Remembers the large desks for the ledger books where the records were kept and the only equipment being a typewriter and an adding machine.
February
Our family would ride the train from Linden to Yale to do our banking business
Jay W Hemphill’s desk was his filing cabinet. He had stacks of paper and files on it but he knew exactly where everything was and could pull it out of the stack when it was needed.
March
Our family moved northeast of Yale in 1936 and started banking at FSB, we have maintained a banking relationship since that time.  My brother and I would come into the bank with our dad to talk to Jay W (Jimmie) Hemphill.  Jimmie would give us a nickel so we could go to the store to buy gum.   I remember the tall iron frame work that surrounded the teller line at that time.

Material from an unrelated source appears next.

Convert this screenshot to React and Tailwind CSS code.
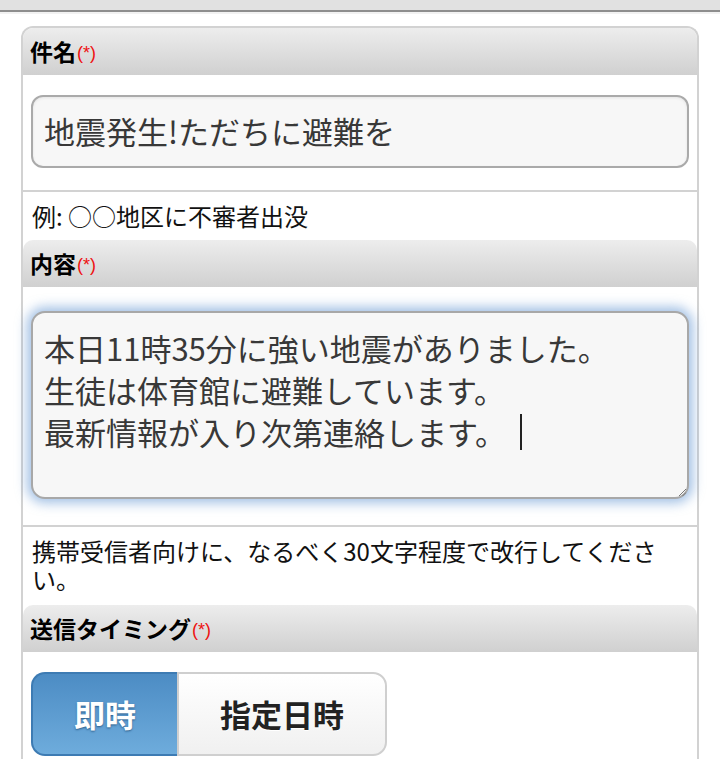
import React from "react";

const font = { fontFamily: '"Noto Sans CJK JP", "Noto Sans", sans-serif' };

function SectionHeader({ label }) {
  return (
    <div className="h-[47px] flex items-center px-[7px] rounded-t-[10px] bg-gradient-to-b from-[#ededed] to-[#d0d0d0]">
      <span className="text-[23px] font-bold text-black">{label}</span>
      <span className="text-[18px] text-[#ee1111] ml-[1px] mt-[4px]" style={{ fontFamily: '"Liberation Sans", sans-serif' }}>(*)</span>
    </div>
  );
}

export default function App() {
  return (
    <div className="min-h-[759px] bg-white" style={font}>
      <div className="h-[10px] bg-[#e1e1e1]" />
      <div className="h-[2px] bg-[#8e8e8e]" />
      <div className="h-[2px] bg-[#f2f2f2]" />

      <div className="mx-[21px] mt-[12px] border-2 border-b-0 border-[#d2d2d2] rounded-t-[12px]">
        <SectionHeader label="件名" />

        <div className="px-[8px] pt-[20px] pb-[22px]">
          <div className="h-[73px] border-2 border-[#aaaaaa] rounded-[12px] bg-[#f7f7f7] flex items-center px-[11px] shadow-[inset_0_1px_3px_rgba(0,0,0,0.08)]">
            <span className="text-[31px] text-[#383838]">地震発生!ただちに避難を</span>
          </div>
        </div>

        <div className="border-t-2 border-[#d2d2d2] px-[9px] py-[10px] text-[24px] leading-[28px] text-[#111]">
          例: ○○地区に不審者出没
        </div>

        <SectionHeader label="内容" />

        <div className="px-[8px] pt-[24px] pb-[26px]">
          <div className="relative h-[188px] border-2 border-[#a8a8a8] rounded-[14px] bg-[#f7f7f7] px-[11px] pt-[14px] shadow-[0_0_12px_4px_rgba(100,150,210,0.6)]">
            <div className="text-[31px] leading-[42px] text-[#383838]">
              <div>本日11時35分に強い地震がありました。</div>
              <div>生徒は体育館に避難しています。</div>
              <div className="flex items-center">
                最新情報が入り次第連絡します。
                <span className="inline-block w-[2px] h-[36px] bg-[#222] ml-[14px]" />
              </div>
            </div>
            <svg className="absolute right-[1px] bottom-[1px]" width="9" height="9" viewBox="0 0 9 9">
              <line x1="2" y1="9" x2="9" y2="2" stroke="#777" strokeWidth="1" />
              <line x1="5.5" y1="9" x2="9" y2="5.5" stroke="#777" strokeWidth="1" />
            </svg>
          </div>
        </div>

        <div className="border-t-2 border-[#d2d2d2] pl-[9px] pr-[24px] pt-[10px] pb-[12px] text-[24px] leading-[28px] text-[#111]">
          携帯受信者向けに、なるべく30文字程度で改行してください。
        </div>

        <SectionHeader label="送信タイミング" />

        <div className="px-[8px] pt-[20px] pb-[10px]">
          <div className="flex">
            <div className="w-[146px] h-[84px] flex items-center justify-center rounded-l-[14px] border-2 border-r-0 border-[#3d7bb3] bg-gradient-to-b from-[#4c8cc4] to-[#6eacdc] text-white text-[31px] font-bold [text-shadow:0_1px_2px_#2c5d8a]">
              即時
            </div>
            <div className="w-[210px] h-[84px] flex items-center justify-center rounded-r-[14px] border-2 border-[#cfcfcf] bg-gradient-to-b from-[#ffffff] to-[#f0f0f0] text-[#222] text-[31px] font-bold [text-shadow:0_1px_0_#ffffff]">
              指定日時
            </div>
          </div>
        </div>
      </div>
    </div>
  );
}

I asked Jimmie for a recommendation in 1963, Jimmie said sure, what would you like me to say about you!  When my wife and I came to the bank to get a loan, Jimmie gave us the loan form and told us to fill in how much you want because the bank has more than that!
April
“Our family moved northeast of Yale in 1936 and started banking at FSB, we have maintained a banking relationship since that time.  My brother and I would come into the bank with our dad to talk to Jay W (Jimmie) Hemphill.  Jimmie would give us a nickel so we could go to the store to buy gum.   I remember the tall iron frame work that surrounded the teller line at that time. I asked Jimmie for a recommendation in 1963, Jimmie said “sure, what would you like me to say about you!”  When my wife and I came to the bank to get a loan, Jimmie gave us the loan form and told us to “fill in how much you want because the bank has more than that!”